Первоначально, в V-IV вв. до н.э., тенденция к интеграции в объединение имперского типа полилингвальной и полиэтничной массы скотоводческих племен определялась военными потенциями юэчжийского племенного союза, чье господство или военное преимущество было неоспоримым на пространстве от Восточного Притяньшанья и Горного Алтая до Ордоса. Но на рубеже Ш-П вв. до н.э., в ходе длительных и жестоких войн за власть над Степью, военные приоритеты перешли к их северо-восточным соседям и прежним данникам, племенам сюнну (гуннам).
В эпоху сюнну простые единицы социального и квазиполитического устройства, обозначаемые в современной научной литературе термином “вождест- во”, трансформировались в то состояние, которое мы определяем термином “раннее государство”, а применительно к обозначенным месту и времени — термином “архаическая империя”, объединенная силой или угрозой силы и сама состоящая из раннегосударственных образований и вождеств. Держава гуннов, выросшая из военной демократии жунских племен VI-IV вв. до н.э., сложилась в борьбе не на жизнь, а на смерть с соседними племенами и китайскими царствами.

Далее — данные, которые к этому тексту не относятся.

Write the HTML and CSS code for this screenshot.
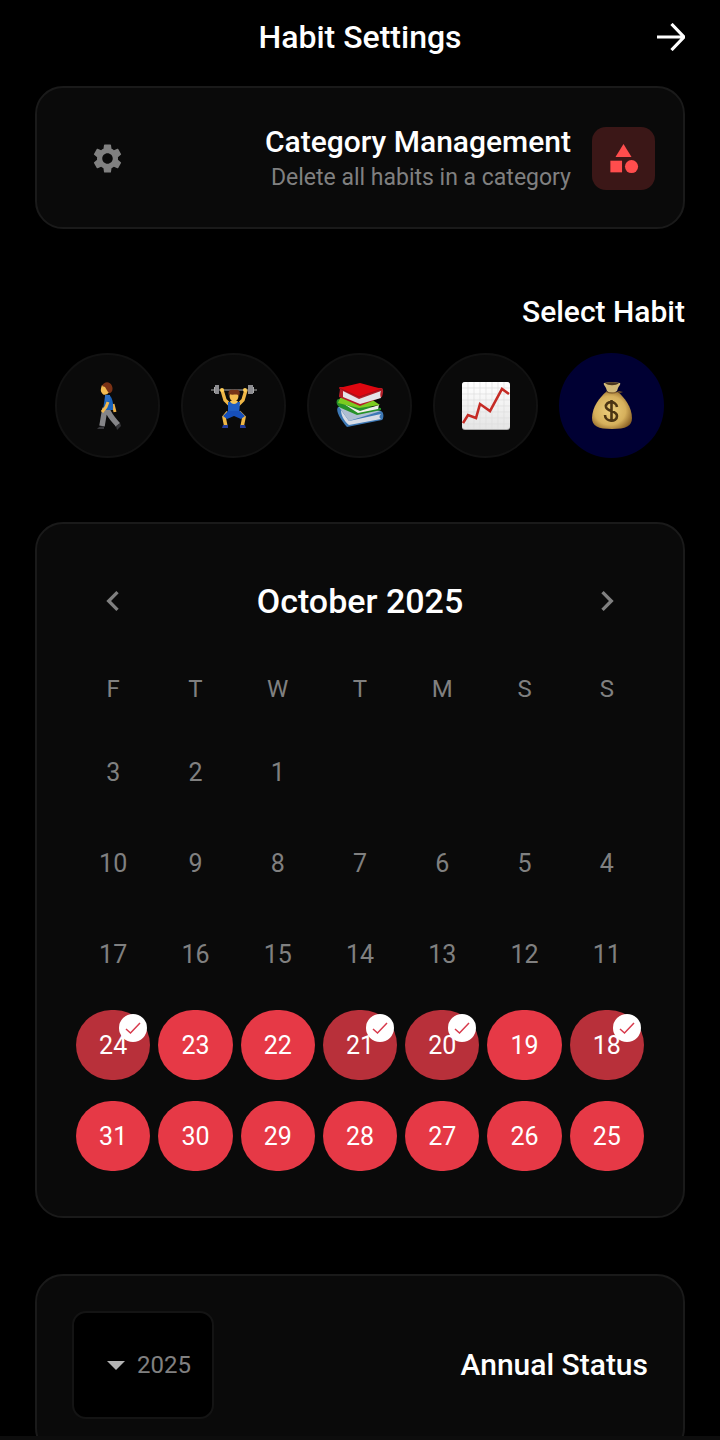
FILE: index.html
```html
<!DOCTYPE html>
<html lang="en" dir="rtl">
<head>
<meta charset="utf-8">
<meta name="viewport" content="width=device-width, initial-scale=1">
<title>Habit Settings</title>
<link rel="stylesheet" href="styles.css">
</head>
<body>
<div class="app">
  <header class="topbar">
    <a class="back" href="#" aria-label="Back"><svg viewBox="0 0 28 28"><path d="M0 14H26M14.500 1L27 14L14.500 27" fill="none" stroke="currentColor" stroke-width="3.200"/></svg></a>
    <h1 class="title">Habit Settings</h1>
  </header>

  <main class="content">
    <section class="card category">
      <span class="category-tile"><svg viewBox="0 0 24 24" fill="currentColor"><path d="M12 2L6.500 11H17.500Z"/><circle cx="17.500" cy="17.500" r="4.500"/><path d="M3 13.500H11V21.500H3Z"/></svg></span>
      <div class="category-text">
        <h2 class="heading">Category Management</h2>
        <p class="hint">Delete all habits in a category</p>
      </div>
      <button class="gear" type="button" aria-label="Manage categories"><svg viewBox="0 0 24 24" fill="currentColor"><path d="M19.140 12.940c.04-.3.06-.61.06-.94 0-.32-.02-.64-.07-.94l2.030-1.580c.18-.14.23-.41.12-.61l-1.920-3.320c-.12-.22-.37-.29-.59-.22l-2.390.96c-.5-.38-1.030-.7-1.620-.94l-.36-2.540c-.04-.24-.24-.41-.48-.41h-3.840c-.24 0-.43.17-.47.41l-.36 2.540c-.59.24-1.130.57-1.620.94l-2.390-.96c-.22-.08-.47 0-.59.22L2.740 8.870c-.12.21-.08.47.12.61l2.030 1.580c-.05.3-.09.63-.09.94s.02.64.07.94l-2.030 1.580c-.18.14-.23.41-.12.61l1.920 3.320c.12.22.37.29.59.22l2.390-.96c.5.38 1.030.7 1.620.94l.36 2.540c.05.24.24.41.48.41h3.840c.24 0 .44-.17.47-.41l.36-2.540c.59-.24 1.130-.56 1.620-.94l2.390.96c.22.08.47 0 .59-.22l1.920-3.320c.12-.22.07-.47-.12-.61l-2.010-1.580zM12 15.600c-1.980 0-3.600-1.620-3.600-3.600s1.620-3.600 3.600-3.600 3.600 1.620 3.600 3.600-1.620 3.600-3.600 3.600z"/></svg></button>
    </section>

    <section class="habits">
      <h2 class="heading">Select Habit</h2>
      <div class="habit-list">
        <button class="habit selected" type="button" aria-label="Savings">
          <svg viewBox="0 0 48 48">
            <defs><radialGradient id="bag" cx=".45" cy=".5" r=".6"><stop offset="0" stop-color="#edcf7c"/><stop offset=".65" stop-color="#d6b05c"/><stop offset="1" stop-color="#8d6326"/></radialGradient></defs>
            <path d="M18 10C12 15 4 25 4 36c0 8 6 11 20 11s20-3 20-11C44 25 36 15 30 10Z" fill="url(#bag)"/>
            <path d="M16 1c4-1 12-1 16 0 1 1-1 3-2 5l-1 3c-3 2-8 2-10 0l-1-3c-1-2-3-4-2-5Z" fill="#d2b978"/>
            <path d="M17 1c4-1 10-1 14 0-3 3-11 3-14 0Z" fill="#49351d"/>
            <path d="M18 9c4 2 8 2 13 0l4 1-3 1-2-1c-4 2-8 2-12 0Z" fill="#705027"/>
            <path d="M29 25c-1-7-12-6-11 0 1 5 11 3 11 9 0 7-12 6-12-1M23.500 18v22" fill="none" stroke="#4c3513" stroke-width="2.600"/>
          </svg>
        </button>
        <button class="habit" type="button" aria-label="Investing">
          <svg viewBox="0 0 48 48">
            <defs><linearGradient id="paper" x2="0" y2="1"><stop offset="0" stop-color="#fff"/><stop offset="1" stop-color="#e5e5e5"/></linearGradient></defs>
            <rect width="48" height="48" rx="3" fill="#aaa"/><rect width="48" height="47" rx="3" fill="url(#paper)"/>
            <path d="M6 0V47M12 0V47M18 0V47M24 0V47M30 0V47M36 0V47M42 0V47M0 6H48M0 12H48M0 18H48M0 24H48M0 30H48M0 36H48M0 42H48" stroke="#dedede" stroke-width=".7"/>
            <path d="M1 41L6 33L14 36L18 22L28 29L40 7L47 12" fill="none" stroke="#c52b25" stroke-width="2.600"/>
          </svg>
        </button>
        <button class="habit" type="button" aria-label="Reading">
          <svg viewBox="0 0 48 48">
            <path d="M2 25C-1 29 5 38 11 45L46 38c2-2 2-8-1-9L16 24Z" fill="#3d78b5"/>
            <path d="M5 28L13 39L45 32c-2 2-2 4 0 5L13 43C8 39 5 33 5 28Z" fill="#d7dce6"/>
            <path d="M3 25L16 25L45 29L13 39Z" fill="#aebed2"/>
            <path d="M2 17C-1 20 1 24 5 26L21 33L45 28v-2L25 23Z" fill="#269229"/>
            <path d="M8 22L24 29L43 23L42 27L22 31Z" fill="#efefea"/>
            <path d="M4 16L32 15L44 23L23 26L2 21Z" fill="#7ccc20"/>
            <path d="M3 5C5 7 3 11 3 15L24 24L46 15c1-3 2-7 0-9Z" fill="#b51f28"/>
            <path d="M7 9L23 17L45 9c-1 2-1 5 0 7L24 22L7 15Z" fill="#e5e4e8"/>
            <path d="M3 6L24 1L46 7L23 15Z" fill="#df0710"/>
            <path d="M3 6L23 15L46 7" fill="none" stroke="#a80d17"/>
          </svg>
        </button>
        <button class="habit" type="button" aria-label="Weight training">
          <svg viewBox="0 0 48 48">
            <path d="M1 8H47" stroke="#777" stroke-width="1.500"/>
            <path d="M4 5H9V11H4ZM39 5H44V11H39Z" fill="#aaa"/><path d="M5 3H9V12H5ZM38 3H43V12H38Z" fill="#8d8d91"/>
            <path d="M12 8L15 18L20 23M36 8L33 18L28 23" stroke="#efb747" stroke-width="3.400" fill="none"/>
            <circle cx="12" cy="8" r="2" fill="#ffce58"/><circle cx="35" cy="8" r="2" fill="#ffce58"/>
            <path d="M18 20H30L29 33H18Z" fill="#1d5cc1"/><path d="M20 19C21 23 27 23 28 19Z" fill="#f7c857"/>
            <ellipse cx="24" cy="14" rx="4.500" ry="5.500" fill="#f4bd50"/><path d="M19 14C17 8 21 7 25 8c4-1 6 2 4 6-2-3-6 0-10-2Z" fill="#773418"/>
            <path d="M18 30L14 35L16 45M29 30L34 35L32 45" stroke="#efb747" stroke-width="3.600" fill="none"/>
            <path d="M18 29H30L35 34L31 37L24 34L17 37L13 34Z" fill="#164fba"/>
            <path d="M13 43H18V46H12ZM30 43H35L36 46H30Z" fill="#243c98"/>
          </svg>
        </button>
        <button class="habit" type="button" aria-label="Walking">
          <svg viewBox="0 0 48 48">
            <path d="M21 26L18 44M23 27C26 35 31 39 34 43" stroke="#858588" stroke-width="5.500" fill="none"/>
            <path d="M15 45L20 44V47H13ZM32 44L36 41L37 44L33 48Z" fill="#36363a"/>
            <path d="M29 22L31 30" stroke="#edb24a" stroke-width="3"/>
            <path d="M21 14C25 10 30 16 29 28H19Z" fill="#1962ba"/>
            <path d="M24 20L22 25L18 30" stroke="#f1ba51" stroke-width="3" fill="none"/>
            <path d="M21 13H26V19H21Z" fill="#286bc1"/>
            <path d="M18 3C17 6 16 9 18 11C19 14 24 13 26 9L25 3Z" fill="#f3bb51"/>
            <path d="M18 4C20-1 26-1 28 4C30 9 26 13 24 10L21 5Z" fill="#7b3215"/>
          </svg>
        </button>
      </div>
    </section>

    <section class="card calendar">
      <div class="month-bar">
        <button class="month-step" type="button" aria-label="Previous month"><svg viewBox="0 0 24 24" fill="currentColor"><path d="M8.590 16.590L13.170 12L8.590 7.410L10 6L16 12L10 18Z"/></svg></button>
        <h2 class="month">October 2025</h2>
        <button class="month-step" type="button" aria-label="Next month"><svg viewBox="0 0 24 24" fill="currentColor"><path d="M15.410 7.410L14 6L8 12L14 18L15.410 16.590L10.830 12Z"/></svg></button>
      </div>
      <table class="days">
        <thead><tr><th>S</th><th>S</th><th>M</th><th>T</th><th>W</th><th>T</th><th>F</th></tr></thead>
        <tbody>
          <tr><td></td><td></td><td></td><td></td><td><button class="day" type="button">1</button></td><td><button class="day" type="button">2</button></td><td><button class="day" type="button">3</button></td></tr>
          <tr><td><button class="day" type="button">4</button></td><td><button class="day" type="button">5</button></td><td><button class="day" type="button">6</button></td><td><button class="day" type="button">7</button></td><td><button class="day" type="button">8</button></td><td><button class="day" type="button">9</button></td><td><button class="day" type="button">10</button></td></tr>
          <tr><td><button class="day" type="button">11</button></td><td><button class="day" type="button">12</button></td><td><button class="day" type="button">13</button></td><td><button class="day" type="button">14</button></td><td><button class="day" type="button">15</button></td><td><button class="day" type="button">16</button></td><td><button class="day" type="button">17</button></td></tr>
          <tr>
            <td><button class="day active done" type="button">18<span class="badge"><svg viewBox="0 0 28 28"><path d="M7 15L11.500 19L21 9"/></svg></span></button></td>
            <td><button class="day active" type="button">19</button></td>
            <td><button class="day active done" type="button">20<span class="badge"><svg viewBox="0 0 28 28"><path d="M7 15L11.500 19L21 9"/></svg></span></button></td>
            <td><button class="day active done" type="button">21<span class="badge"><svg viewBox="0 0 28 28"><path d="M7 15L11.500 19L21 9"/></svg></span></button></td>
            <td><button class="day active" type="button">22</button></td>
            <td><button class="day active" type="button">23</button></td>
            <td><button class="day active done" type="button">24<span class="badge"><svg viewBox="0 0 28 28"><path d="M7 15L11.500 19L21 9"/></svg></span></button></td>
          </tr>
          <tr><td><button class="day active" type="button">25</button></td><td><button class="day active" type="button">26</button></td><td><button class="day active" type="button">27</button></td><td><button class="day active" type="button">28</button></td><td><button class="day active" type="button">29</button></td><td><button class="day active" type="button">30</button></td><td><button class="day active" type="button">31</button></td></tr>
        </tbody>
      </table>
    </section>

    <section class="card annual">
      <h2 class="heading"><label for="year">Annual Status</label></h2>
      <div class="year-box">
        <select class="year" id="year"><option>2025</option></select>
        <svg class="caret" viewBox="0 0 18 9" fill="currentColor"><path d="M0 0H18L9 9Z"/></svg>
      </div>
    </section>
  </main>
  <footer class="bottom-edge"></footer>
</div>
</body>
</html>
```

FILE: styles.css
```css
* { box-sizing: border-box; }

body {
  margin: 0;
  background: #000;
  color: #fff;
  font-family: Roboto, "Liberation Sans", sans-serif;
}

h1, h2, p { margin: 0; font-weight: 500; }

button {
  padding: 0;
  border: 0;
  background: none;
  color: inherit;
  font: inherit;
  cursor: pointer;
}

svg { display: block; }

.app {
  display: flex;
  flex-direction: column;
  height: 100vh;
}

.topbar {
  display: grid;
  grid-template-columns: 28px 1fr 28px;
  align-items: center;
  padding: 17px 35px 0;
}

.back { color: #fff; }
.back svg { width: 28px; height: 28px; }

.title {
  font-size: 32px;
  line-height: 40px;
  text-align: center;
}

.content {
  flex: 1;
  min-height: 0;
  overflow-y: auto;
  scrollbar-width: none;
  padding: 29px 35px;
}

.card {
  border: 2px solid #1a1a1a;
  border-radius: 28px;
  background: #0a0a0a;
}

.heading {
  font-size: 30px;
  line-height: 36px;
}

.category {
  display: flex;
  align-items: center;
  gap: 21px;
  padding: 36px 28px 35px;
}

.category-tile {
  display: grid;
  place-items: center;
  width: 63px;
  height: 63px;
  border-radius: 14px;
  background: #3b1717;
  color: #ff4d4d;
}

.category-tile svg, .gear svg { width: 35px; height: 35px; }

.category-text { flex: 1; }

.hint {
  margin-top: 4px;
  color: #808080;
  font-size: 23px;
  font-weight: 400;
  line-height: 28px;
}

.gear {
  display: grid;
  place-items: center;
  width: 84px;
  height: 63px;
  color: #808080;
}

.habits { padding-top: 65px; }

.habit-list {
  display: flex;
  gap: 21px;
  padding: 23px 21px 64px;
}

.habit {
  display: grid;
  place-items: center;
  flex: none;
  width: 105px;
  height: 105px;
  border: 2px solid #121212;
  border-radius: 50%;
  background: #0a0a0a;
}

.habit.selected {
  border-color: #000033;
  background: #000033;
}

.habit svg { width: 48px; height: 48px; }

.calendar { padding: 28px 35px 34px; }

.month-bar {
  display: grid;
  grid-template-columns: 1fr 5fr 1fr;
  align-items: center;
  height: 98px;
}

.month {
  font-size: 34px;
  line-height: 40px;
  text-align: center;
}

.month-step {
  display: grid;
  place-items: center;
  height: 70px;
  color: #808080;
}

.month-step svg { width: 40px; height: 40px; }

.days {
  width: 100%;
  border-collapse: collapse;
  table-layout: fixed;
  color: #808080;
  font-size: 25px;
  line-height: 30px;
}

.days th {
  height: 77px;
  padding: 0;
  font-size: 24px;
  font-weight: 400;
}

.days td { padding: 10px 4px 11px; }

.day {
  display: block;
  position: relative;
  width: 100%;
  height: 70px;
  padding-top: 2px;
  border-radius: 35px;
}

.day.active {
  background: #e63946;
  color: #fff;
}

.day.done { background: #b8303a; }

.badge {
  position: absolute;
  top: 4px;
  right: 3px;
  width: 28px;
  height: 28px;
  border-radius: 50%;
  background: #fff;
}

.badge path {
  fill: none;
  stroke: #d83a4c;
  stroke-width: 1.5;
}

.annual {
  display: flex;
  align-items: center;
  justify-content: space-between;
  margin-top: 56px;
  padding: 35px;
}

.year-box {
  display: grid;
  align-items: center;
}

.year, .caret { grid-area: 1 / 1; }

.year {
  appearance: none;
  width: 142px;
  height: 108px;
  padding: 0 21px;
  border: 2px solid #141414;
  border-radius: 14px;
  background: #000;
  color: #808080;
  font: 400 24px/30px Roboto, sans-serif;
}

.caret {
  justify-self: end;
  width: 18px;
  height: 9px;
  margin-left: 35px;
  color: #b3b3b3;
  pointer-events: none;
}

.bottom-edge {
  height: 4px;
  background: #0d0d0d;
}
```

Впрочем, по мнению Т.Барфилда (1991), не следует преуменьшать сохраняющееся значение племенной аристократии, а саму гуннскую державу лучше обозначить термином “имперская конфедерация” (imperial confederacy). Т. Барфилд считает, что для внутреннего развития кочевого общества государственные структуры не нужны и они возникают у кочевников только в результате воздействия внешних обстоятельств, исключительно для военного принуждения соседних государств к уплате дани (subsidies) или открытию пограничных рынков. Напротив, по мнению Е.И.Кычанова (1997), государство гуннов, как и иные государства кочевников, возникло в результате внутренних процессов в самом кочевом обществе, процессов имущественного и классового расслоения, приведших к рождению государства со всеми его атрибутами. Как бы то ни было, мне представляется верным наблюдение Дж.Флетчера (1986), считавшего, что “тенденция к империи” в раннегосударственных образованиях центральноазиатских кочевников проявлялась прежде всего во все возрастающей абсолютизации ханской власти и развитии жесткой военизированной структуры их административных и политических формирований.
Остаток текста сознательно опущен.